● DATASET EXTRACT
....
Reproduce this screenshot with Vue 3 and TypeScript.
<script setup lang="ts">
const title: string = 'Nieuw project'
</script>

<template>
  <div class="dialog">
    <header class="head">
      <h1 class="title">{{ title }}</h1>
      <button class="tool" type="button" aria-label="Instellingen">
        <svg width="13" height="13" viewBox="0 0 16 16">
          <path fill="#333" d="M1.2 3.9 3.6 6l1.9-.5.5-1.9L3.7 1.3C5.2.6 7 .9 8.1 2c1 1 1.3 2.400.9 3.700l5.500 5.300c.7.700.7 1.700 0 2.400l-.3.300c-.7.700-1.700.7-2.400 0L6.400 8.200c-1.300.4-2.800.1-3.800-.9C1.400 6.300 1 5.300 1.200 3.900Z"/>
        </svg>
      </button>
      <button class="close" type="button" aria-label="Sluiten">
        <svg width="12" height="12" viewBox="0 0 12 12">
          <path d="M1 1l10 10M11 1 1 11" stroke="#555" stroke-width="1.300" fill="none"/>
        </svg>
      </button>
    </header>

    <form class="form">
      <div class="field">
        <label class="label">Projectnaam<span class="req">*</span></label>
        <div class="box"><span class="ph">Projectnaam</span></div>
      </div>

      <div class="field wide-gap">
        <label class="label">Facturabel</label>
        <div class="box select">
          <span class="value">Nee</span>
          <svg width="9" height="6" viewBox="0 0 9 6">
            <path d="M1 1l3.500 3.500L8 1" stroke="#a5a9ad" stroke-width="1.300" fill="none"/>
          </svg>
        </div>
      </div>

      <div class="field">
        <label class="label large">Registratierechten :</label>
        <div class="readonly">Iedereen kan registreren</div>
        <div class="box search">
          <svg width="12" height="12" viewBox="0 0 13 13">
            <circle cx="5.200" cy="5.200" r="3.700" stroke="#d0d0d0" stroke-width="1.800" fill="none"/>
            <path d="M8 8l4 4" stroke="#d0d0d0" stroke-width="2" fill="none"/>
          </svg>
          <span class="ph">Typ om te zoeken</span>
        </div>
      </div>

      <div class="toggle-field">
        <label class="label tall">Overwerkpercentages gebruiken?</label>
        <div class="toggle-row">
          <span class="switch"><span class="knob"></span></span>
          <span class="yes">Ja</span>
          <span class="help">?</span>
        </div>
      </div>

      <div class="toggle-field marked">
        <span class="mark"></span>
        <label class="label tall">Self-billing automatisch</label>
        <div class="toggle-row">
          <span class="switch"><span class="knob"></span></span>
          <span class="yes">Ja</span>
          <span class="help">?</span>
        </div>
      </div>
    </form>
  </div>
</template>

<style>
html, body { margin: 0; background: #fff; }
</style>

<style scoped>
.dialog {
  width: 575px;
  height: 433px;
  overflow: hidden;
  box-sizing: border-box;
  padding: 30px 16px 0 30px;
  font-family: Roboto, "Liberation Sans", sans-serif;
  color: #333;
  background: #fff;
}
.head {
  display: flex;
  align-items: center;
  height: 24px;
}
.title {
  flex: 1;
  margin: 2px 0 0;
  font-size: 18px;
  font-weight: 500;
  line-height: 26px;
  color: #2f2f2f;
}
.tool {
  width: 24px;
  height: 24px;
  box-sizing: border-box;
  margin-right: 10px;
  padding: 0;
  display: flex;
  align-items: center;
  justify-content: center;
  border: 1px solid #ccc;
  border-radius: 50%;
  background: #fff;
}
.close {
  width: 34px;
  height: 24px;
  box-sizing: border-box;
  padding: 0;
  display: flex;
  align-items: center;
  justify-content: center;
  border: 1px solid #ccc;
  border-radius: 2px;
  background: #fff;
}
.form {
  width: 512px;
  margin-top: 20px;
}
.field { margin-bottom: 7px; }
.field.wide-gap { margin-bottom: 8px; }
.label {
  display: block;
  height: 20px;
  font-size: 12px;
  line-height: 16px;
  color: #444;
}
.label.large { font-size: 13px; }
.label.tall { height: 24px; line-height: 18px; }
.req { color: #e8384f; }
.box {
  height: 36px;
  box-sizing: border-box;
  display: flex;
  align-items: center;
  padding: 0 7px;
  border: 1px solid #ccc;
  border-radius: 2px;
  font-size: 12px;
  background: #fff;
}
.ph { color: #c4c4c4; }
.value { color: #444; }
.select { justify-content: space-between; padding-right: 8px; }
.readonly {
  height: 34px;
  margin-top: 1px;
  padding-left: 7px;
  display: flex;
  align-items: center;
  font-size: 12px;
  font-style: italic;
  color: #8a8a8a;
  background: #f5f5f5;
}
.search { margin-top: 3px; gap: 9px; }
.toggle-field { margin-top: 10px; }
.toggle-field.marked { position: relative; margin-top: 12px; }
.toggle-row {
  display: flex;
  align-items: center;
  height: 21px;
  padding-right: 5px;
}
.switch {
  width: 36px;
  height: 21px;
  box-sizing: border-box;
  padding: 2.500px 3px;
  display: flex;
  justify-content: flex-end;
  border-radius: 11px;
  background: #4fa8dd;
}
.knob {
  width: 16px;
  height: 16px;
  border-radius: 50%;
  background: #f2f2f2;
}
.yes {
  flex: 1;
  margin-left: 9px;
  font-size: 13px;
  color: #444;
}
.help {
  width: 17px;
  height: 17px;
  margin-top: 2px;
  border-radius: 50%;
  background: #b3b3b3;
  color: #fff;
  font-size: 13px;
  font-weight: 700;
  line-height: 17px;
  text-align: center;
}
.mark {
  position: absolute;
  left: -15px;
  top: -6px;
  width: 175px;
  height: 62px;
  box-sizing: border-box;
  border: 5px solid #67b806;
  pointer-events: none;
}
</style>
....
Each line of the material must be restated exactly.

Reproduce this screenshot with Vue 3 and TypeScript.
<script setup lang="ts">
const title: string = 'Nieuw project'
</script>

<template>
  <div class="dialog">
    <header class="head">
      <h1 class="title">{{ title }}</h1>
      <button class="tool" type="button" aria-label="Instellingen">
        <svg width="13" height="13" viewBox="0 0 16 16">
          <path fill="#333" d="M1.2 3.9 3.6 6l1.9-.5.5-1.9L3.7 1.3C5.2.6 7 .9 8.1 2c1 1 1.3 2.400.9 3.700l5.500 5.300c.7.700.7 1.700 0 2.400l-.3.300c-.7.700-1.700.7-2.400 0L6.400 8.200c-1.300.4-2.800.1-3.800-.9C1.400 6.300 1 5.300 1.200 3.900Z"/>
        </svg>
      </button>
      <button class="close" type="button" aria-label="Sluiten">
        <svg width="12" height="12" viewBox="0 0 12 12">
          <path d="M1 1l10 10M11 1 1 11" stroke="#555" stroke-width="1.300" fill="none"/>
        </svg>
      </button>
    </header>

    <form class="form">
      <div class="field">
        <label class="label">Projectnaam<span class="req">*</span></label>
        <div class="box"><span class="ph">Projectnaam</span></div>
      </div>

      <div class="field wide-gap">
        <label class="label">Facturabel</label>
        <div class="box select">
          <span class="value">Nee</span>
          <svg width="9" height="6" viewBox="0 0 9 6">
            <path d="M1 1l3.500 3.500L8 1" stroke="#a5a9ad" stroke-width="1.300" fill="none"/>
          </svg>
        </div>
      </div>

      <div class="field">
        <label class="label large">Registratierechten :</label>
        <div class="readonly">Iedereen kan registreren</div>
        <div class="box search">
          <svg width="12" height="12" viewBox="0 0 13 13">
            <circle cx="5.200" cy="5.200" r="3.700" stroke="#d0d0d0" stroke-width="1.800" fill="none"/>
            <path d="M8 8l4 4" stroke="#d0d0d0" stroke-width="2" fill="none"/>
          </svg>
          <span class="ph">Typ om te zoeken</span>
        </div>
      </div>

      <div class="toggle-field">
        <label class="label tall">Overwerkpercentages gebruiken?</label>
        <div class="toggle-row">
          <span class="switch"><span class="knob"></span></span>
          <span class="yes">Ja</span>
          <span class="help">?</span>
        </div>
      </div>

      <div class="toggle-field marked">
        <span class="mark"></span>
        <label class="label tall">Self-billing automatisch</label>
        <div class="toggle-row">
          <span class="switch"><span class="knob"></span></span>
          <span class="yes">Ja</span>
          <span class="help">?</span>
        </div>
      </div>
    </form>
  </div>
</template>

<style>
html, body { margin: 0; background: #fff; }
</style>

<style scoped>
.dialog {
  width: 575px;
  height: 433px;
  overflow: hidden;
  box-sizing: border-box;
  padding: 30px 16px 0 30px;
  font-family: Roboto, "Liberation Sans", sans-serif;
  color: #333;
  background: #fff;
}
.head {
  display: flex;
  align-items: center;
  height: 24px;
}
.title {
  flex: 1;
  margin: 2px 0 0;
  font-size: 18px;
  font-weight: 500;
  line-height: 26px;
  color: #2f2f2f;
}
.tool {
  width: 24px;
  height: 24px;
  box-sizing: border-box;
  margin-right: 10px;
  padding: 0;
  display: flex;
  align-items: center;
  justify-content: center;
  border: 1px solid #ccc;
  border-radius: 50%;
  background: #fff;
}
.close {
  width: 34px;
  height: 24px;
  box-sizing: border-box;
  padding: 0;
  display: flex;
  align-items: center;
  justify-content: center;
  border: 1px solid #ccc;
  border-radius: 2px;
  background: #fff;
}
.form {
  width: 512px;
  margin-top: 20px;
}
.field { margin-bottom: 7px; }
.field.wide-gap { margin-bottom: 8px; }
.label {
  display: block;
  height: 20px;
  font-size: 12px;
  line-height: 16px;
  color: #444;
}
.label.large { font-size: 13px; }
.label.tall { height: 24px; line-height: 18px; }
.req { color: #e8384f; }
.box {
  height: 36px;
  box-sizing: border-box;
  display: flex;
  align-items: center;
  padding: 0 7px;
  border: 1px solid #ccc;
  border-radius: 2px;
  font-size: 12px;
  background: #fff;
}
.ph { color: #c4c4c4; }
.value { color: #444; }
.select { justify-content: space-between; padding-right: 8px; }
.readonly {
  height: 34px;
  margin-top: 1px;
  padding-left: 7px;
  display: flex;
  align-items: center;
  font-size: 12px;
  font-style: italic;
  color: #8a8a8a;
  background: #f5f5f5;
}
.search { margin-top: 3px; gap: 9px; }
.toggle-field { margin-top: 10px; }
.toggle-field.marked { position: relative; margin-top: 12px; }
.toggle-row {
  display: flex;
  align-items: center;
  height: 21px;
  padding-right: 5px;
}
.switch {
  width: 36px;
  height: 21px;
  box-sizing: border-box;
  padding: 2.500px 3px;
  display: flex;
  justify-content: flex-end;
  border-radius: 11px;
  background: #4fa8dd;
}
.knob {
  width: 16px;
  height: 16px;
  border-radius: 50%;
  background: #f2f2f2;
}
.yes {
  flex: 1;
  margin-left: 9px;
  font-size: 13px;
  color: #444;
}
.help {
  width: 17px;
  height: 17px;
  margin-top: 2px;
  border-radius: 50%;
  background: #b3b3b3;
  color: #fff;
  font-size: 13px;
  font-weight: 700;
  line-height: 17px;
  text-align: center;
}
.mark {
  position: absolute;
  left: -15px;
  top: -6px;
  width: 175px;
  height: 62px;
  box-sizing: border-box;
  border: 5px solid #67b806;
  pointer-events: none;
}
</style>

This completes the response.